Judge Cabranes filed a short dissent of his own "to underscore that the issue at hand is indisputably important, creates a circuit split, and surely deserves further appellate review." In an overt message to the Supreme Court, he stated that "[t]his is one of those unusual cases where one can infer that the denial of in banc review can only be explained as a signal that the matter can and should be resolved by the Supreme Court."

Judge Raggi, joined by Judge Wesley, also dissented. She too expressed the view that "[t]he panel decision to hold a class action waiver unenforceable is at odds with Coneff v. AT&T Corp., 673 F.3d 1155 (9th Cir. 2012)" and that "[t]his circuit split appears unwarranted in light of controlling Supreme Court precedent for the reasons forcefully advanced by Chief Judge Jacobs in his opinion dissenting from the denial of rehearing en banc." 

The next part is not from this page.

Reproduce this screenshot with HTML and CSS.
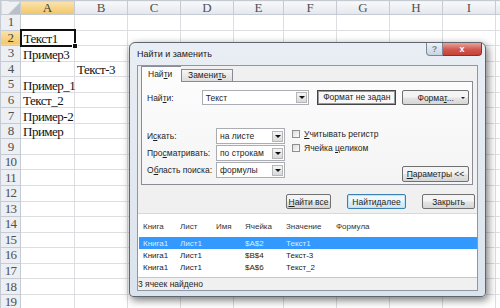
FILE: index.html
```html
<!DOCTYPE html>
<html lang="ru">
<head>
  <meta charset="UTF-8">
  <title>Найти и заменить</title>
  <link rel="stylesheet" href="styles.css">
</head>
<body>
  <!-- лист Excel -->
  <table class="sheet">
    <colgroup>
      <col class="rn"><col class="wa"><col class="w"><col class="w"><col class="w"><col class="we">
      <col class="w"><col class="w"><col class="w"><col class="w"><col class="wj">
    </colgroup>
    <tr class="hdr"><th class="corner"></th><th class="sel">A</th><th>B</th><th>C</th><th>D</th><th>E</th><th>F</th><th>G</th><th>H</th><th>I</th><th></th></tr>
    <tr><th>1</th><td></td><td></td><td></td><td></td><td></td><td></td><td></td><td></td><td></td><td></td></tr>
    <tr><th class="sel">2</th><td class="active">Текст1</td><td></td><td></td><td></td><td></td><td></td><td></td><td></td><td></td><td></td></tr>
    <tr><th>3</th><td>Пример3</td><td></td><td></td><td></td><td></td><td></td><td></td><td></td><td></td><td></td></tr>
    <tr><th>4</th><td></td><td>Текст-3</td><td></td><td></td><td></td><td></td><td></td><td></td><td></td><td></td></tr>
    <tr><th>5</th><td>Пример_1</td><td></td><td></td><td></td><td></td><td></td><td></td><td></td><td></td><td></td></tr>
    <tr><th>6</th><td>Текст_2</td><td></td><td></td><td></td><td></td><td></td><td></td><td></td><td></td><td></td></tr>
    <tr><th>7</th><td>Пример-2</td><td></td><td></td><td></td><td></td><td></td><td></td><td></td><td></td><td></td></tr>
    <tr><th>8</th><td>Пример</td><td></td><td></td><td></td><td></td><td></td><td></td><td></td><td></td><td></td></tr>
    <tr><th>9</th><td></td><td></td><td></td><td></td><td></td><td></td><td></td><td></td><td></td><td></td></tr>
    <tr><th>10</th><td></td><td></td><td></td><td></td><td></td><td></td><td></td><td></td><td></td><td></td></tr>
    <tr><th>11</th><td></td><td></td><td></td><td></td><td></td><td></td><td></td><td></td><td></td><td></td></tr>
    <tr><th>12</th><td></td><td></td><td></td><td></td><td></td><td></td><td></td><td></td><td></td><td></td></tr>
    <tr><th>13</th><td></td><td></td><td></td><td></td><td></td><td></td><td></td><td></td><td></td><td></td></tr>
    <tr><th>14</th><td></td><td></td><td></td><td></td><td></td><td></td><td></td><td></td><td></td><td></td></tr>
    <tr><th>15</th><td></td><td></td><td></td><td></td><td></td><td></td><td></td><td></td><td></td><td></td></tr>
    <tr><th>16</th><td></td><td></td><td></td><td></td><td></td><td></td><td></td><td></td><td></td><td></td></tr>
    <tr><th>17</th><td></td><td></td><td></td><td></td><td></td><td></td><td></td><td></td><td></td><td></td></tr>
    <tr><th>18</th><td></td><td></td><td></td><td></td><td></td><td></td><td></td><td></td><td></td><td></td></tr>
    <tr><th>19</th><td></td><td></td><td></td><td></td><td></td><td></td><td></td><td></td><td></td><td></td></tr>
  </table>

  <!-- окно поиска поверх листа -->
  <div class="dialog">
    <div class="titlebar">
      <span class="title">Найти и заменить</span>
      <div class="caption-btns">
        <span class="cap-help">?</span>
        <span class="cap-close">x</span>
      </div>
    </div>

    <div class="client">
      <div class="tabs">
        <span class="tab active">Най<u>т</u>и</span>
        <span class="tab">Замени<u>т</u>ь</span>
      </div>

      <div class="panel">
        <div class="find-row">
          <span class="lbl">Най<u>т</u>и:</span>
          <div class="combo find-combo"><span class="val">Текст</span><i class="drop"></i></div>
          <div class="fmt-box">Формат не задан</div>
          <div class="btn fmt-btn"><span>Форма<u>т</u>...</span><i class="mini-arrow"></i></div>
        </div>

        <div class="opts">
          <div class="opt-grid">
            <span class="lbl">И<u>с</u>кать:</span>
            <div class="combo"><span class="val">на листе</span><i class="drop"></i></div>
            <span class="lbl">Про<u>с</u>матривать:</span>
            <div class="combo"><span class="val">по строкам</span><i class="drop"></i></div>
            <span class="lbl">О<u>б</u>ласть поиска:</span>
            <div class="combo"><span class="val">формулы</span><i class="drop"></i></div>
          </div>
          <div class="checks">
            <div class="check"><i class="box"></i><span><u>У</u>читывать регистр</span></div>
            <div class="check"><i class="box"></i><span>Ячейка <u>ц</u>еликом</span></div>
          </div>
          <div class="btn params-btn"><u>П</u>араметры &lt;&lt;</div>
        </div>
      </div>

      <div class="actions">
        <div class="btn find-all"><u>Н</u>айти все</div>
        <div class="btn find-next focused">Найти <u>д</u>алее</div>
        <div class="btn close-btn">Закрыть</div>
      </div>

      <div class="results">
        <div class="res-row res-head">
          <span>Книга</span><span>Лист</span><span>Имя</span><span>Ячейка</span><span>Значение</span><span>Формула</span>
        </div>
        <div class="res-row picked">
          <span>Книга1</span><span>Лист1</span><span></span><span>$A$2</span><span>Текст1</span><span></span>
        </div>
        <div class="res-row">
          <span>Книга1</span><span>Лист1</span><span></span><span>$B$4</span><span>Текст-3</span><span></span>
        </div>
        <div class="res-row">
          <span>Книга1</span><span>Лист1</span><span></span><span>$A$6</span><span>Текст_2</span><span></span>
        </div>
      </div>

      <div class="status">3 ячеек найдено</div>
    </div>
  </div>
</body>
</html>
```

FILE: styles.css
```css
body {
  margin: 0;
  width: 500px;
  height: 308px;
  overflow: hidden;
  position: relative;
  background: #fff;
  font-family: 'Liberation Serif', serif;
}

/* ---------- лист ---------- */

.sheet {
  border-collapse: collapse;
  table-layout: fixed;
  width: 522px;
}

.sheet col.rn { width: 20px; }
.sheet col.wa { width: 54px; }
.sheet col.w { width: 53px; }
.sheet col.we { width: 50px; }
.sheet col.wj { width: 27px; }

.sheet tr { height: 15.55px; }
.sheet tr.hdr { height: 14px; }

.sheet td {
  border: 1px solid #dcdee2;
  padding: 0 2px;
  font-size: 13px;
  letter-spacing: -0.5px;
  line-height: 13px;
  color: #111;
  white-space: nowrap;
  overflow: visible;
  vertical-align: bottom;
}

.sheet th {
  border: 1px solid #c6cbd3;
  padding: 0;
  font-weight: normal;
  font-size: 13px;
  line-height: 12px;
  color: #505050;
  background: linear-gradient(#f8f9fb, #e3e7ec);
  text-align: center;
  overflow: hidden;
}

.sheet tr:not(.hdr) th {
  background: #eceff3;
  letter-spacing: -0.8px;
}

.sheet th.sel,
.sheet tr:not(.hdr) th.sel {
  background: linear-gradient(#fbe3ad, #f2c766);
  color: #3c3c3c;
}

.sheet th.corner {
  background: linear-gradient(135deg, #eef0f3 62%, #b9c0ca 62%);
}

.sheet td.active {
  position: relative;
  border: 2px solid #111;
}

.sheet td.active::after {
  content: "";
  position: absolute;
  right: -4px;
  bottom: -4px;
  width: 4px;
  height: 4px;
  background: #111;
  border: 1px solid #fff;
}

/* ---------- окно ---------- */

.dialog {
  position: absolute;
  left: 129px;
  top: 42px;
  width: 357px;
  height: 255px;
  box-sizing: border-box;
  display: flex;
  flex-direction: column;
  padding: 0 7px 5px;
  border: 1px solid #5f6670;
  border-radius: 6px 6px 4px 4px;
  background: linear-gradient(#e9eef4, #dbe3ec);
  box-shadow: 2px 3px 8px rgba(0, 0, 0, 0.55);
  font-family: 'Liberation Sans', sans-serif;
  font-size: 8.5px;
  color: #1e1e1e;
}

.titlebar {
  height: 24px;
  display: flex;
  align-items: flex-start;
}

.title {
  margin-top: 4px;
  font-size: 9px;
  line-height: 14px;
  color: #1a1a1a;
}

.caption-btns {
  margin-left: auto;
  margin-right: -4px;
  display: flex;
}

.cap-help,
.cap-close {
  height: 13px;
  display: flex;
  align-items: center;
  justify-content: center;
  border: 1px solid #7d8794;
  border-top: none;
  box-sizing: border-box;
  font-size: 9px;
  font-weight: bold;
}

.cap-help {
  width: 17px;
  border-radius: 0 0 0 4px;
  background: linear-gradient(#edf1f6, #c9d4e1);
  color: #7b8795;
}

.cap-close {
  width: 39px;
  border-left: none;
  border-color: #8c2f28;
  border-radius: 0 0 4px 0;
  background: linear-gradient(#e6a59c, #d1574c 55%, #c54237);
  color: #fff;
}

.client {
  flex: 1;
  display: flex;
  flex-direction: column;
  background: #f0f0f0;
  border: 1px solid #8e98a4;
}

/* вкладки */

.tabs {
  height: 15px;
  margin-left: 3px;
  display: flex;
  align-items: flex-end;
  position: relative;
  z-index: 1;
}

.tab {
  height: 12px;
  padding: 0 6px;
  box-sizing: border-box;
  border: 1px solid #898c95;
  border-bottom: none;
  background: linear-gradient(#f6f6f6, #dedede);
  line-height: 11px;
}

.tab.active {
  height: 16px;
  width: 40px;
  margin-bottom: -1px;
  background: #fcfcfc;
  border-right: none;
  line-height: 15px;
}

.panel {
  height: 104px;
  margin: 0 4px 0 3px;
  box-sizing: border-box;
  padding: 8px 3px 4px 5px;
  border: 1px solid #898c95;
  background: linear-gradient(#fcfcfc, #f4f4f4);
  display: flex;
  flex-direction: column;
}

.find-row {
  height: 15px;
  display: flex;
  align-items: center;
}

.find-row .lbl { width: 55px; }

.combo {
  height: 15px;
  box-sizing: border-box;
  display: flex;
  align-items: center;
  border: 1px solid #abadb3;
  background: #fff;
}

.combo .val {
  flex: 1;
  padding-left: 3px;
  white-space: nowrap;
}

.combo .drop {
  width: 11px;
  height: 11px;
  margin-right: 1px;
  box-sizing: border-box;
  display: flex;
  align-items: center;
  justify-content: center;
  border: 1px solid #b7b7b7;
  background: linear-gradient(#f6f6f6, #d9d9d9);
}

.combo .drop::before {
  content: "";
  border-left: 3px solid transparent;
  border-right: 3px solid transparent;
  border-top: 3px solid #111;
}

.find-combo { width: 108px; }

.fmt-box {
  width: 79px;
  height: 15px;
  margin-left: 8px;
  box-sizing: border-box;
  border: 1px solid #444;
  box-shadow: inset 0 0 0 1px #9a9a9a;
  background: #f8f8f8;
  text-align: center;
  line-height: 13px;
}

.btn {
  height: 15px;
  box-sizing: border-box;
  display: flex;
  align-items: center;
  justify-content: center;
  border: 1px solid #707070;
  border-radius: 2px;
  background: linear-gradient(#f4f4f4 45%, #e4e4e4 55%, #d6d6d6);
  white-space: nowrap;
}

.fmt-btn {
  width: 67px;
  margin-left: 6px;
  position: relative;
}

.mini-arrow {
  position: absolute;
  right: 3px;
  top: 6px;
  border-left: 2px solid transparent;
  border-right: 2px solid transparent;
  border-top: 2px solid #222;
}

.opts {
  flex: 1;
  margin-top: 23px;
  display: flex;
}

.opt-grid {
  display: grid;
  grid-template-columns: 69px 69px;
  grid-auto-rows: 16px;
  row-gap: 1px;
  align-items: center;
}

.opt-grid .combo { height: 16px; }

.checks {
  margin: 1px 0 0 7px;
  display: flex;
  flex-direction: column;
  gap: 5px;
}

.check {
  display: flex;
  align-items: center;
  gap: 4px;
  height: 9px;
}

.check .box {
  width: 8px;
  height: 8px;
  box-sizing: border-box;
  border: 1px solid #8e8f8f;
  background: linear-gradient(135deg, #dcdcdc, #fcfcfc);
}

.params-btn {
  width: 67px;
  height: 16px;
  margin-left: auto;
  margin-bottom: -2px;
  align-self: flex-end;
}

/* кнопки */

.actions {
  height: 15px;
  margin: 9px 2px 0 0;
  display: flex;
  justify-content: flex-end;
  gap: 16px;
}

.find-all { width: 45px; }
.find-next { width: 59px; }
.close-btn { width: 53px; }

.btn.focused {
  border-color: #3c7fb1;
  box-shadow: inset 0 0 0 1px #bfe4f8;
  background: linear-gradient(#eef7fd 45%, #dcedf8 55%, #cfe6f6);
}

/* результаты */

.results {
  height: 63px;
  margin-top: 4px;
  border-top: 1px solid #d8d8d8;
  background: #fff;
}

.res-row {
  height: 12px;
  padding-left: 5px;
  display: grid;
  grid-template-columns: 37px 36px 29px 41px 50px 1fr;
  align-items: center;
  font-size: 8px;
  color: #222;
  white-space: nowrap;
}

.res-head {
  height: 21px;
  padding-top: 2px;
  color: #333;
}

.res-row.picked {
  margin-left: 1px;
  padding-left: 4px;
  background: #3399ff;
  color: #d9ecff;
}

.status {
  height: 13px;
  box-sizing: border-box;
  border-top: 1px solid #c7c7c7;
  line-height: 12px;
  padding-left: 0;
}
```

Given the number and forcefulness of the dissents, and the express references to a conflict with the Ninth Circuit, it seems likely that American Express will seek US Supreme Court review. The issue is an important one to the entire business community. 

For one thing, the panel's approach would apply in all federal antitrust cases. Indeed, another case raising the same issue currently is pending in the Eighth Circuit. (An amicus brief that Mayer Brown prepared for the Chamber of Commerce of the United States in that case may be found here.) 

Moreover, as Chief Judge Jacobs pointed out, courts are unlikely to treat this approach as limited to antitrust cases: three district judges in the Second Circuit already have applied it in cases involving employment claims, and plaintiffs have raised it in cases raising other federal claims as well. (Mayer Brown's amicus brief for the Chamber of Commerce in an employment case now before the Second Circuit may be found here.) If review is not granted, it is predictable that plaintiffs' lawyers will file their putative class actions within the Second Circuit, and raise at least one federal claim whenever possible. If the AmEx III rationale is applied in those cases, that could greatly limit Concepcion's salutary effects.